Pattern 2: aged accounts of unknown origin
A handful of providers sell aged accounts with a history. Sometimes these work. More often they carry hidden issues: previous spam activity, blacklisted IPs, or policy flags that reduce sending capacity. Avoid any reseller that cannot explain exactly how the accounts were provisioned.
Pattern 3: opaque support and slow response
Deliverability issues happen. What matters is how fast the reseller responds. A 4-hour turnaround on an inbox issue is acceptable. A 48-hour turnaround breaks campaigns. Test support responsiveness before signing on for volume.
The setup flow in practice
Here is what a proper reseller onboarding looks like end to end.
- Send the reseller your desired root domain pattern (e.g., getacme.co, tryacme.com, acmehq.co).
- The reseller purchases 50 domains matching the pattern from Porkbun or similar registrar.
- DNS records get configured automatically on domain provisioning.
- Google Workspace or Microsoft accounts are created on each domain, typically two to three inboxes per domain.
- Forwarding and sequencer integration is configured.
- You get a spreadsheet back with all 50 inboxes, passwords, and a ready-to-push integration link.
Total elapsed time from request to ready inboxes is typically 24 to 72 hours.
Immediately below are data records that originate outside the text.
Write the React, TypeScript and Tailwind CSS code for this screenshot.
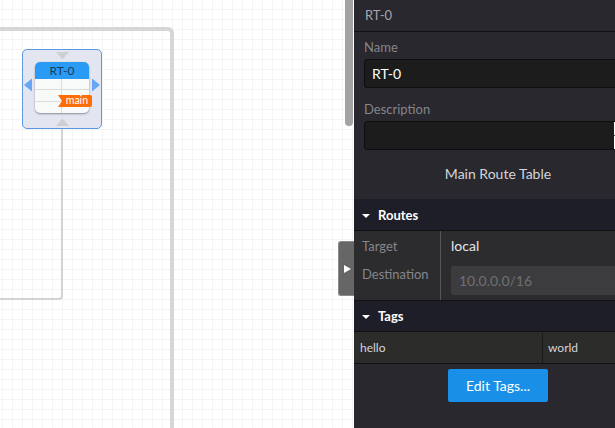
function RouteTableNode() {
  return (
    <div className="absolute left-[22px] top-[49px] h-[80px] w-[80px] rounded-[5px] border border-[#5b97e2] bg-[#e3e5f1]">
      <svg className="absolute left-0 top-0" width="78" height="78" viewBox="0 0 78 78">
        <polygon points="33,2 46,2 39.5,9.5" fill="#cfcfd2" />
        <polygon points="33,76 46,76 39.5,68.5" fill="#cfcfd2" />
        <polygon points="1,35 9,28.5 9,41.5" fill="#66a6f5" />
        <polygon points="77,35 69,28.5 69,41.5" fill="#66a6f5" />
      </svg>
      <div className="absolute left-[12px] top-[12px] flex h-[51px] w-[54px] flex-col overflow-hidden rounded-[5px] bg-[#f8f9f9] shadow-[0_1px_2px_#8a8d9a]">
        <div className="flex h-[17px] shrink-0 items-center justify-center bg-[#2a9bf4] pt-[1px] text-[12px] text-[#1e3a56]">
          RT-0
        </div>
        <div className="grid flex-1 grid-cols-2 grid-rows-3">
          <div className="border-b border-r border-[#dcdedd]" />
          <div className="border-b border-[#dcdedd]" />
          <div className="border-b border-r border-[#dcdedd]" />
          <div className="border-b border-[#dcdedd]" />
          <div className="border-r border-[#dcdedd]" />
          <div />
        </div>
      </div>
      <div className="absolute left-[35px] top-[45px] flex h-[12px] w-[34px] items-center justify-end rounded-r-[2px] bg-[#ff6d05] pb-[1px] pr-[4px] text-[10.5px] leading-none text-white [clip-path:polygon(0_0,100%_0,100%_100%,0_100%,4px_50%)]">
        main
      </div>
    </div>
  );
}

function Canvas() {
  return (
    <div className="relative h-full w-[354px] shrink-0 overflow-hidden bg-white bg-[linear-gradient(to_right,#f4f4f5_1px,transparent_1px),linear-gradient(to_bottom,#f4f4f5_1px,transparent_1px)] bg-[size:10px_10px] bg-[position:2px_9px]">
      {/* vpc outline */}
      <div className="absolute left-[-40px] top-[27px] h-[500px] w-[214px] rounded-[6px] border-[4px] border-[#d6d6d6]" />
      {/* subnet outline */}
      <div className="absolute left-[-40px] top-[100px] h-[200px] w-[103px] rounded-br-[4px] border-b-2 border-r-2 border-[#d3d3d3]" />
      <RouteTableNode />
      {/* scrollbar */}
      <div className="absolute left-[345px] top-[-6px] h-[132px] w-[8px] rounded-[4px] bg-[#a3a3a3]" />
      {/* collapse handle */}
      <div className="absolute left-[338px] top-[241px] flex h-[55px] w-[16px] items-center rounded-l-[3px] border border-r-0 border-[#8a8a8a] bg-[#666666] pl-[5px]">
        <svg width="7" height="8" viewBox="0 0 7 8">
          <polygon points="0,0 7,4 0,8" fill="#ffffff" />
        </svg>
      </div>
    </div>
  );
}

function SectionHeader({ title, className }: { title: string; className: string }) {
  return (
    <div className={`flex ${className} shrink-0 items-center gap-[8px] border-b border-[#111114] bg-[#1e1e28] pl-[8px] text-[13px] font-bold text-white`}>
      <svg width="8" height="4" viewBox="0 0 8 4">
        <polygon points="0,0 8,0 4,4" fill="#ffffff" />
      </svg>
      {title}
    </div>
  );
}

function Panel() {
  return (
    <div className="flex h-full min-w-0 flex-1 flex-col overflow-hidden bg-[#28282e]">
      <div className="flex h-[32px] shrink-0 items-center border-b border-[#111114] pl-[11px] text-[13px] text-[#a5a5ab]">
        RT-0
      </div>
      <div className="pl-[10px] pt-[6px]">
        <div className="h-[21px] text-[13px] leading-[18px] text-[#85858a]">Name</div>
        <div className="flex h-[29px] w-[300px] items-center rounded-[3px] border border-[#0e0e0e] bg-[#1c1c1c] pl-[7px] text-[14px] text-white">
          RT-0
        </div>
        <div className="mt-[12px] h-[21px] text-[13px] leading-[18px] text-[#85858a]">Description</div>
        <div className="relative h-[29px] w-[300px] rounded-[3px] border border-[#0e0e0e] bg-[#1c1c1c]">
          {/* resize grip peeking in at the window edge */}
          <div className="absolute left-[249px] top-0 h-full w-[1px] bg-white" />
          <div className="absolute left-[249px] top-[13px] h-[1px] w-[1px] bg-[#555555]" />
        </div>
      </div>
      <div className="flex h-[49px] shrink-0 items-center justify-center pb-[3px] pl-[27px] text-[14px] text-[#d5d5da]">
        Main Route Table
      </div>
      <SectionHeader title="Routes" className="h-[32px] pt-[2px]" />
      <div className="flex h-[70px] shrink-0 border-b border-[#111114] bg-[#2c2c2e]">
        <div className="flex w-[87px] shrink-0 flex-col border-r border-[#55555a] pl-[8px] pt-[5px] text-[13px] leading-[20px] text-[#85858a]">
          <div className="h-[28px]">Target</div>
          <div>Destination</div>
        </div>
        <div className="pl-[10px] pt-[5px]">
          <div className="h-[30px] text-[14px] leading-[20px] text-[#e6e6ea]">local</div>
          <div className="flex h-[29px] w-[200px] items-center rounded-[3px] bg-[#3c3c3e] pl-[8px] text-[14px] text-[#6f6f73]">
            10.0.0.0/16
          </div>
        </div>
      </div>
      <SectionHeader title="Tags" className="h-[31px] pt-[1px]" />
      <div className="flex h-[32px] shrink-0 border-b border-[#111114] bg-[#2c2c2a] pt-[1px] text-[12px] text-[#d5d5da]">
        <div className="flex w-[189px] shrink-0 items-center border-r border-[#18181a] pl-[6px]">hello</div>
        <div className="flex items-center pl-[5px]">world</div>
      </div>
      <div className="flex justify-center pl-[27px] pt-[5px]">
        <button className="h-[33px] w-[100px] rounded-[2px] bg-[#1a8fe8] pb-[1px] text-[14px] text-white">Edit Tags...</button>
      </div>
    </div>
  );
}

export default function App() {
  return (
    <div className="flex h-[428px] w-[615px] overflow-hidden font-['Lato',sans-serif]">
      <Canvas />
      <Panel />
    </div>
  );
}
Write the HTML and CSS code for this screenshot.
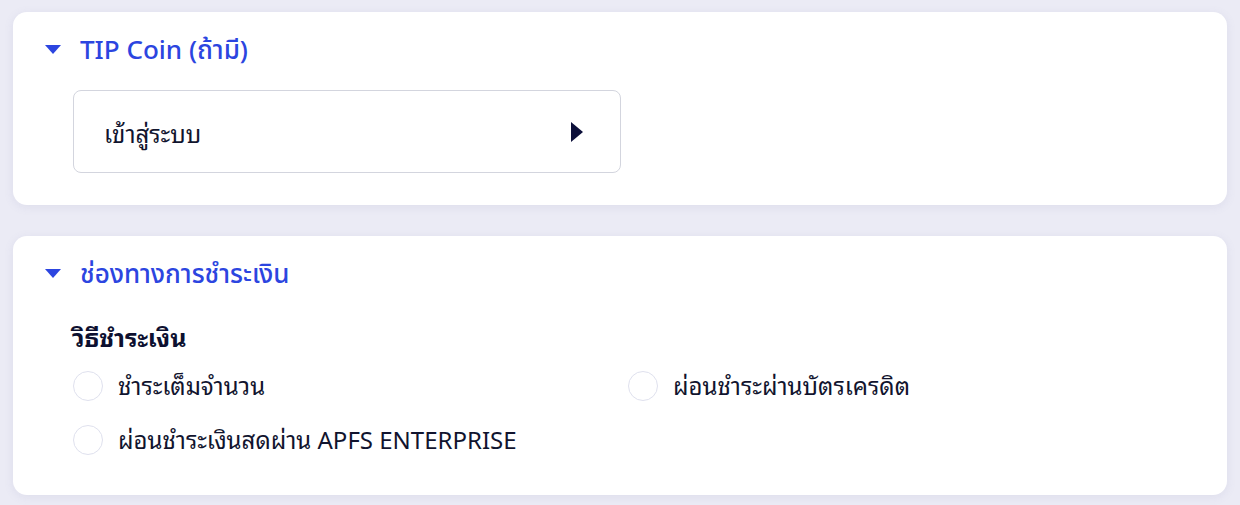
FILE: index.html
```html
<!DOCTYPE html>
<html lang="th">
<head>
<meta charset="utf-8">
<link rel="stylesheet" href="styles.css">
</head>
<body>
<main class="page">
  <section class="card card-coin">
    <header class="card-head">
      <span class="caret"></span>
      <h2 class="card-title">TIP Coin (ถ้ามี)</h2>
    </header>
    <div class="card-body">
      <button class="login-box" type="button">
        <span class="login-text">เข้าสู่ระบบ</span>
        <span class="play"></span>
      </button>
    </div>
  </section>

  <section class="card card-pay">
    <header class="card-head">
      <span class="caret"></span>
      <h2 class="card-title">ช่องทางการชำระเงิน</h2>
    </header>
    <div class="card-body pay-body">
      <h3 class="pay-label">วิธีชำระเงิน</h3>
      <div class="options">
        <label class="option"><span class="radio"></span><span class="opt-text">ชำระเต็มจำนวน</span></label>
        <label class="option"><span class="radio"></span><span class="opt-text">ผ่อนชำระผ่านบัตรเครดิต</span></label>
        <label class="option"><span class="radio"></span><span class="opt-text">ผ่อนชำระเงินสดผ่าน APFS ENTERPRISE</span></label>
      </div>
    </div>
  </section>
</main>
</body>
</html>
```

FILE: styles.css
```css
* { box-sizing: border-box; }
html, body { margin: 0; padding: 0; }
body {
  background: #ebebf5;
  font-family: "Noto Sans", "Noto Sans Thai Looped", "Noto Sans Thai", sans-serif;
  color: #11142e;
  width: 1240px;
  height: 505px;
  overflow: hidden;
}
.page {
  padding: 12px 13px 0 13px;
  display: flex;
  flex-direction: column;
  gap: 31px;
}
.card {
  background: #ffffff;
  border-radius: 14px;
  box-shadow: 0 2px 10px rgba(120, 120, 170, 0.12);
}
.card-coin { height: 193px; }
.card-pay { height: 259px; }
.card-head {
  display: flex;
  align-items: center;
  height: 74px;
  padding-left: 32px;
  gap: 19px;
}
.caret {
  width: 0; height: 0;
  border-left: 8.5px solid transparent;
  border-right: 8.5px solid transparent;
  border-top: 9px solid #2c45e0;
}
.card-title {
  margin: 0;
  font-family: "Noto Sans", "Noto Sans Thai", sans-serif;
  font-size: 26px;
  font-weight: 500;
  color: #2c45e0;
  line-height: 34px;
}
.card-body { padding-left: 60px; padding-right: 44px; }
.login-box {
  display: flex;
  align-items: center;
  justify-content: space-between;
  width: 548px;
  height: 83px;
  margin-top: 4px;
  padding: 0 37px 0 30px;
  background: #fff;
  border: 1px solid #d3d5de;
  border-radius: 8px;
  font: inherit;
  color: inherit;
  cursor: pointer;
}
.login-text { font-size: 24px; }
.play {
  width: 0; height: 0;
  border-top: 10.5px solid transparent;
  border-bottom: 10.5px solid transparent;
  border-left: 12px solid #0c0f3a;
}
.pay-body { padding-left: 59px; }
.pay-label {
  margin: 12px 0 0 0;
  font-size: 25px;
  font-weight: 700;
  color: #0d1030;
  line-height: 30px;
}
.options {
  display: grid;
  grid-template-columns: 555px 1fr;
  row-gap: 24px;
  margin-top: 19px;
}
.option {
  display: flex;
  align-items: center;
  gap: 15px;
  font-size: 24px;
  line-height: 30px;
  padding-left: 1px;
}
.radio {
  width: 30px; height: 30px;
  border-radius: 50%;
  border: 1px solid #dfe1ee;
  background: #fff;
  flex: none;
}
```
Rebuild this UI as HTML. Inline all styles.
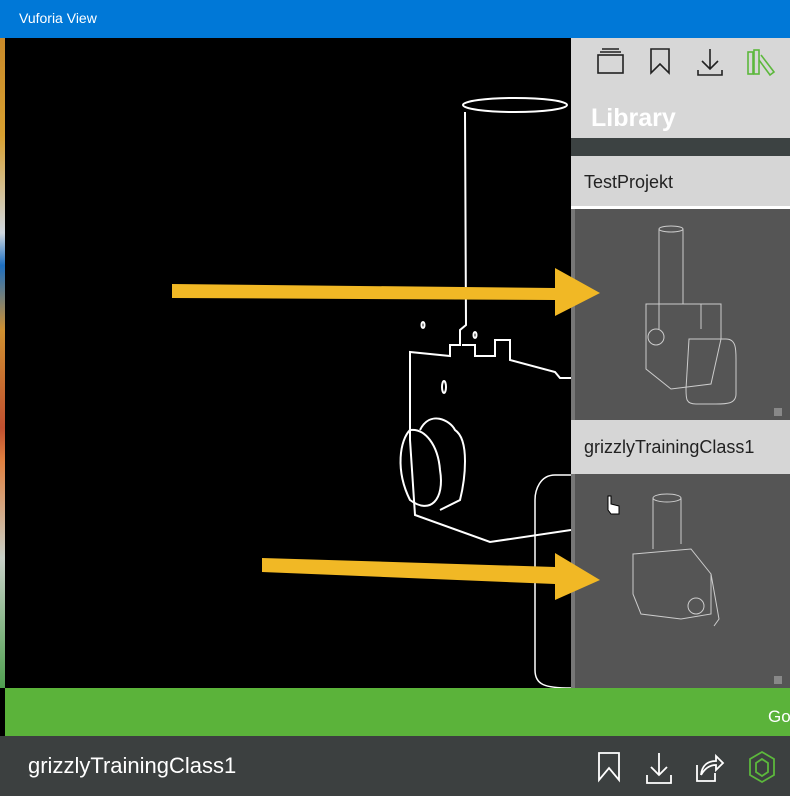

Total operator time on your side is the five minutes you spend sending the request.
The one thing the reseller cannot do for you
Warm-up. Even the best-provisioned inbox with perfect DNS is still a zero-reputation sender. Gmail and Microsoft do not know you. The 14-day warm-up is mandatory regardless of where the inboxes came from. Any reseller that tells you their inboxes are "ready to send campaigns immediately" is lying. Warm-up is non-negotiable, and no provisioning shortcut fixes it.
Setting up 50 inboxes used to be the work that killed weekend after weekend. The reseller model turns it into a 24-hour turnaround for 130 to 190 dollars a month. Every operator running cold email at any scale should be using one. The only open question is which. The pattern above narrows the answer to a handful of competent providers in any given year.